The savings a man makes out of his salary—which should be 10% at least—equals precisely what is the average business man’s hope for the rate of profit which his business will show. A corporation capitalized at $100,000 hopes and expects its statement at the end of a year to show 10% net profit, after taxes, interest, depreciation, etc.

The individual should have the same expectation for himself. He should not only regard himself as having failed in his business (as the corporation does, if it shows no profit at the end of a year), but he should also regard himself as having stood still if he has not advanced his capital value, which is another way of having raised his salary or income. It is a splendid stimulation to the saving idea to thus visualize oneself personally, as though he were a corporation, for incidentally such a procedure results in giving a man a certain pride in his own financial analysis, about which by traditional negligence we have been rather careless. From 30 to 65 years, at a salary average of $250 a month, a man earns a grand total of $105,000. If one-tenth of this, as per the standard calculation, is saved, the total is $10,500, not counting interest. If put into a savings bank at only 4%, compounded, this saving would amount to over twice this sum or about $23,000. This total saving in 35 years, until the average age of slackening off in earning power, would produce an annual income at that time, at 6%, of $1,380. This sum, as can be seen, is quite enough to insure immunity from real hardships in old age.

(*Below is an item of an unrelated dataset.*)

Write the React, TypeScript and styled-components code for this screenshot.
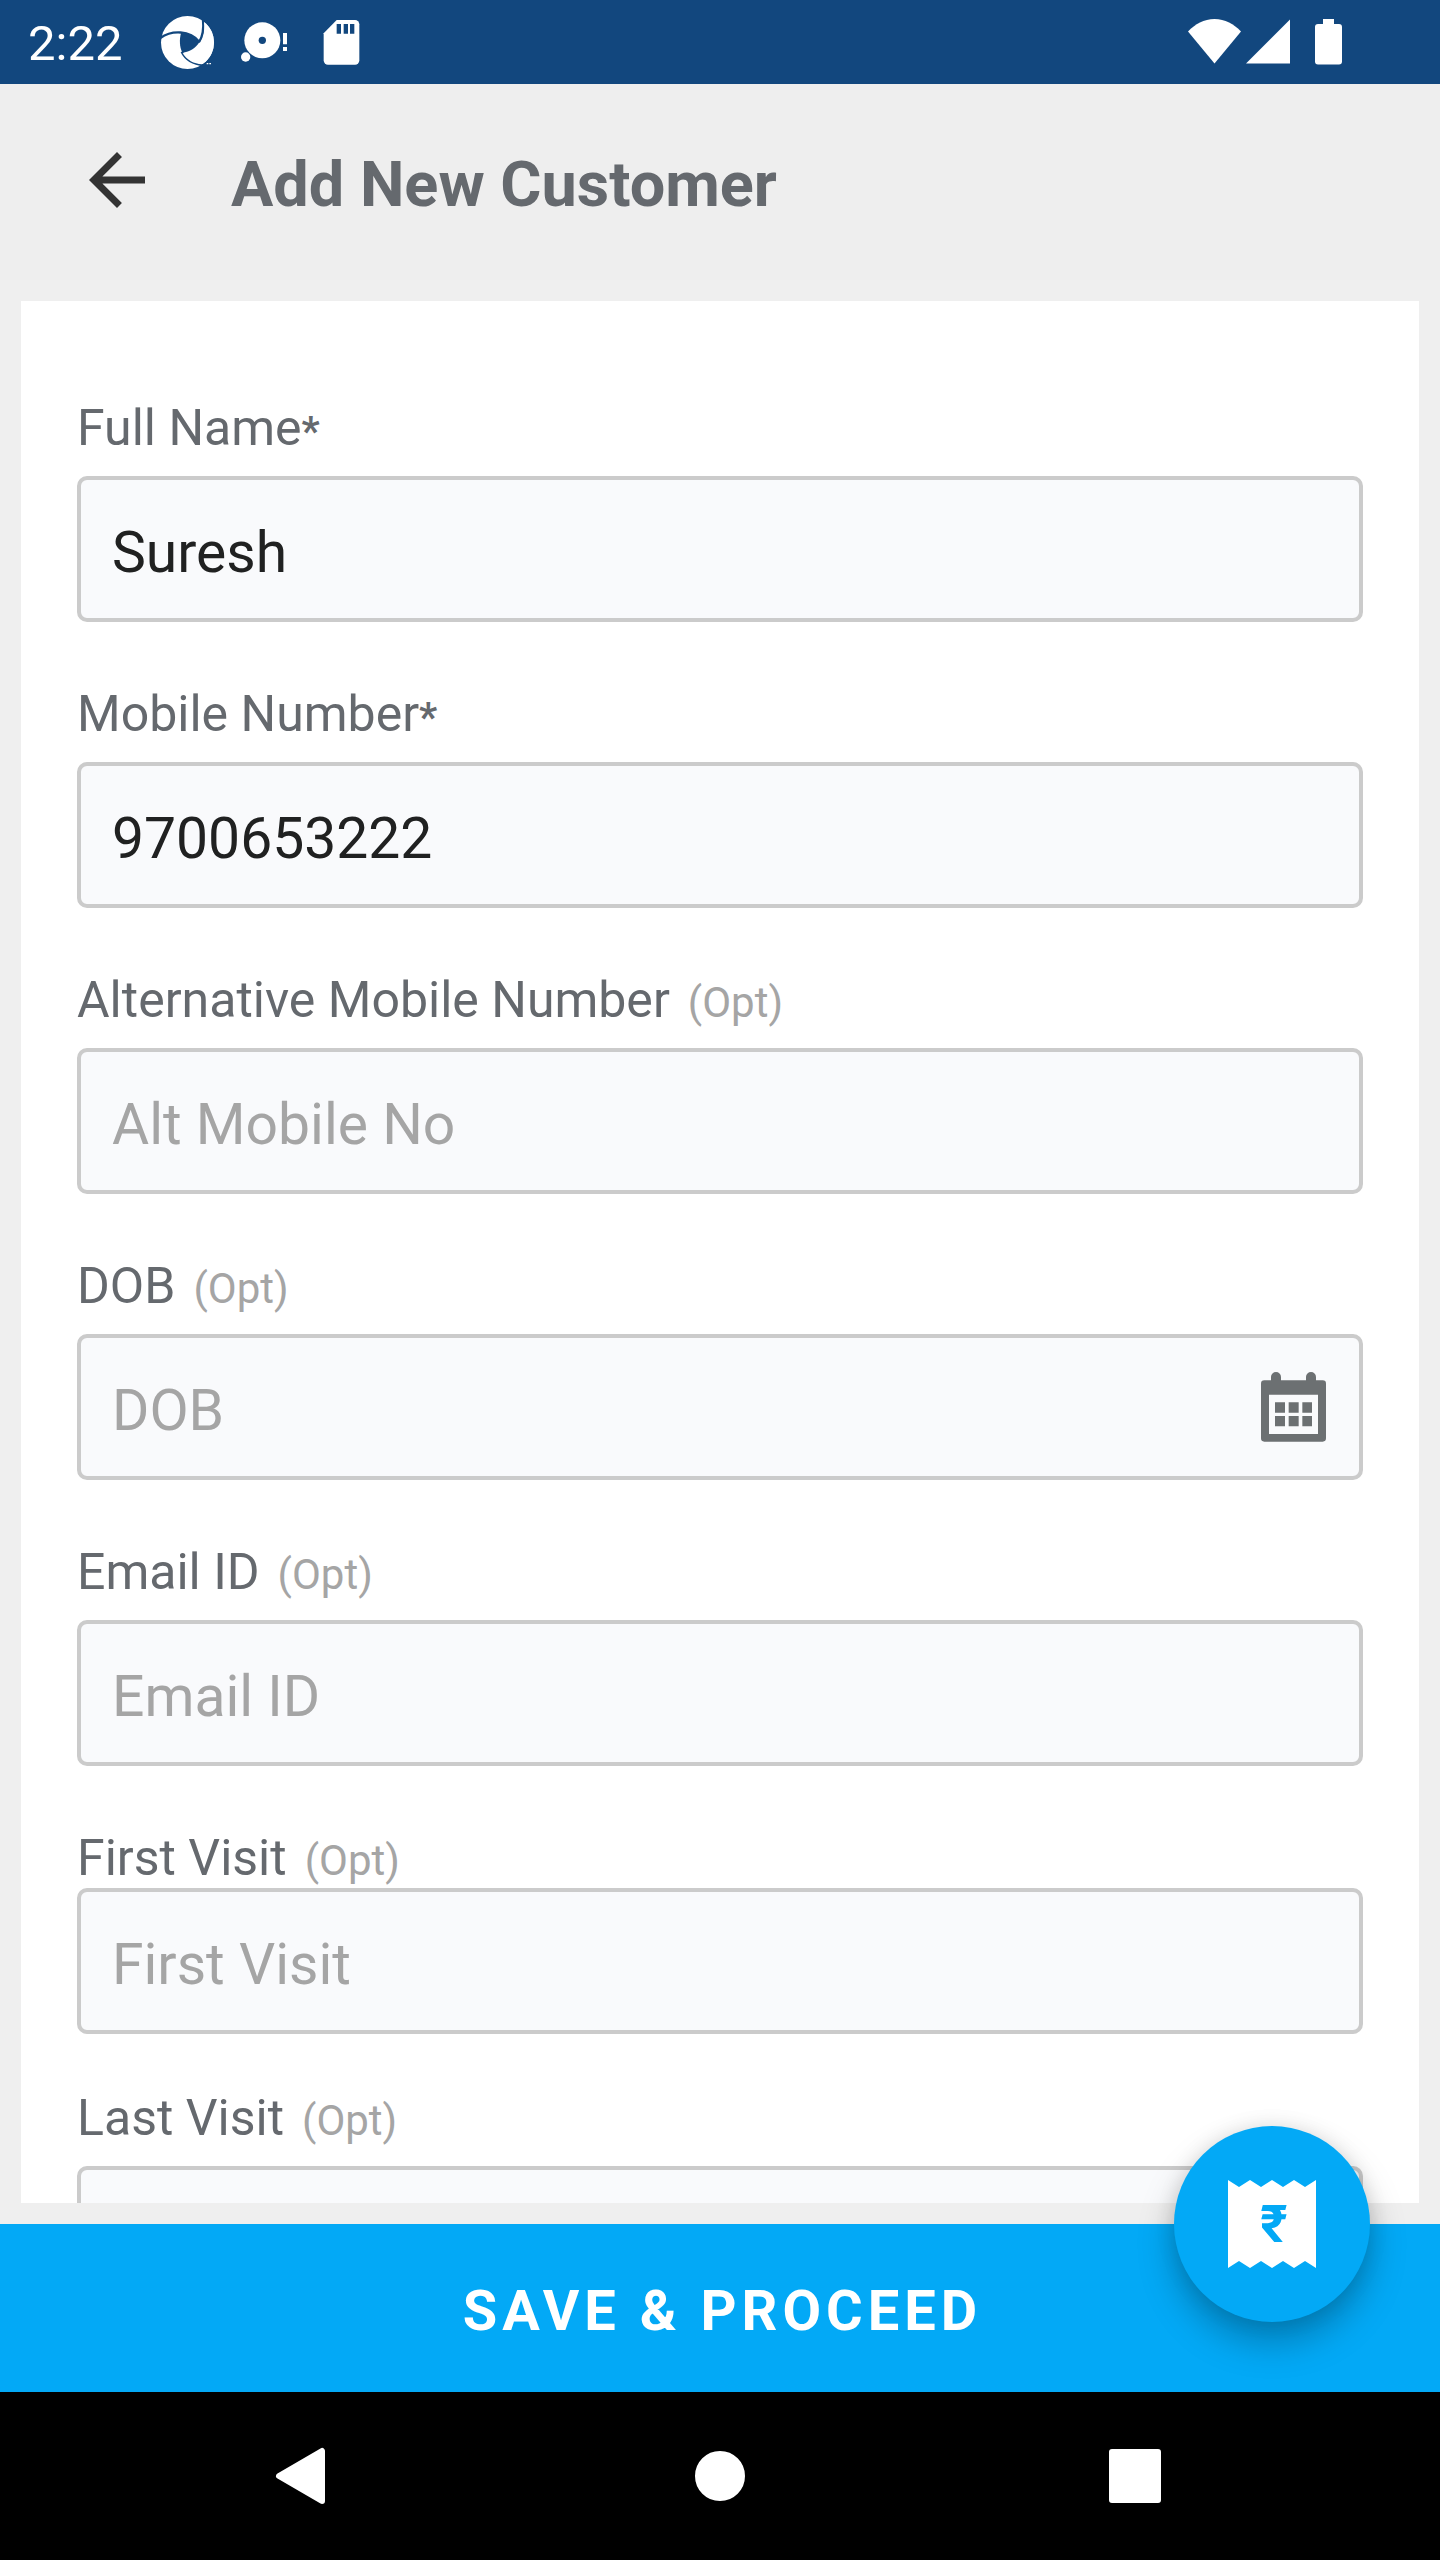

Economists tell us that the value of the average life is $5,000. The value of the very young baby is $180 and a man at the age of 80 actually represents a liability of $1,400. At 20 the average value is $8,000, but by 50, this value has decreased to $5,800. This is on the authority of the Life Extension Institute and illustrates the inexorable and illuminating possibilities of measuring human life on a capital value scale.

The United States, at the present time, averages in wealth $3,000 per person, which is actually less than the average value of life. The annual income of the people of the country is about $545 per person, or $2,180 per family of four. Nevertheless in 1924 the average income of 86% of all workers was less than $2,000 per annum, and only 1% of the population earns as much as $8,000 per year. If you want to figure your own capital value, simply figure out how much what you earn represents as 6% interest in capital value.

You can attain a larger capital value in three ways: (1) by increasing your income, (2) by saving and investing, (3) by an insurance plan.

If a man 20 years of age desires to be worth in capital $30,000 at age 65, he can take a $3,000 policy at a cost of $6.00 per month. At 22 years of age, he takes $3,000 more. At 24, $5,000 more; at 26 $5,000 more, and at 28, $5,000 more. This is a total insurance in force of $21,000. At 65 years of age he then has the face value of his policies, $21,000, plus dividends of $9,000 or a net total of $30,000. The total cost of all this, if this plan is followed at the right ages, is less than $50 a month.

Think of yourself in terms of capital value; capitalize your savings and save systematically. Trust the rest to the law of compound interest and the earning power of money judiciously invested, and your financial future is systematically taken care of.